A major league complainer about the steroid era is Hall of Famer Bob "Rapid Robert" Feller.  Feller was a war hero and when he returned to the Cleveland Indians he brought with him a military grade gun sight (as Feller was a an anti-aircraft gunner). This site was 60 times stronger than the naked eye.  Cleveland had fallen into a late-August swoon, in 1948, that saw them fall from first place to third place. With 26 games to play, the team was growing desperate, so a spy station was placed in the scoreboard of Cleveland's Municipal Stadium.
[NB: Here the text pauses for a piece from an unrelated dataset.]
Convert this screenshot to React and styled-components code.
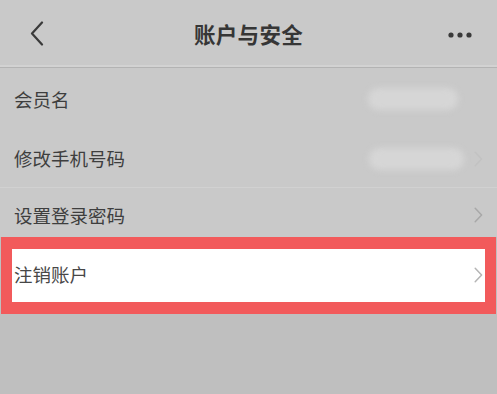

Among the people manning the scope were Feller himself, fellow Hall of Fame pitcher Bob Lemon, and groundskeeper Emil Bossard's two sons, Marshall and Harold.  Theirs was the system that would one day drive Frank Lane, the White Sox GM, to implement his own practice at Comiskey Park and subsequently drive Al Worthington from the game.

Bragging like a schoolboy who got over by pulling some sort of fast one,"I myself called a grand-slam homer for Joe Gordon on a 3-and-0 count against the Red Sox," said Feller. "As soon as it landed (Boston manager) Joe McCarthy came out on the top step of the dugout and looked at the scoreboard. He knew he had been had."

Aided by Feller's scope, the Indians won 19 of their final 24 games- all but four of which were at home- to force a one-game playoff with the Red Sox. Cleveland would go on to beat Boston, in Boston. From there they would meet the Boston Braves for the World Series title. Indians outfielder Larry Doby had to insisted his pivotal home run in Game 4 was legitimate, unaided by stolen signs. Cleveland ended up winning in 6 games.

Unfortunately for Larry Doby (the next Afro-American to play major league baseball after Jackie Robinson) he didn't get to enjoy his prodigious blast the way he may have liked to because of the cheating that enabled the Indians to force a one-game playoff. You see, Author Jason Turnbow was right. Cheaters do and have prospered. And with it we can see how hypocritical players, like Bob Feller, moan and groan about the steroid era even though what they did certainly was or is not admirable.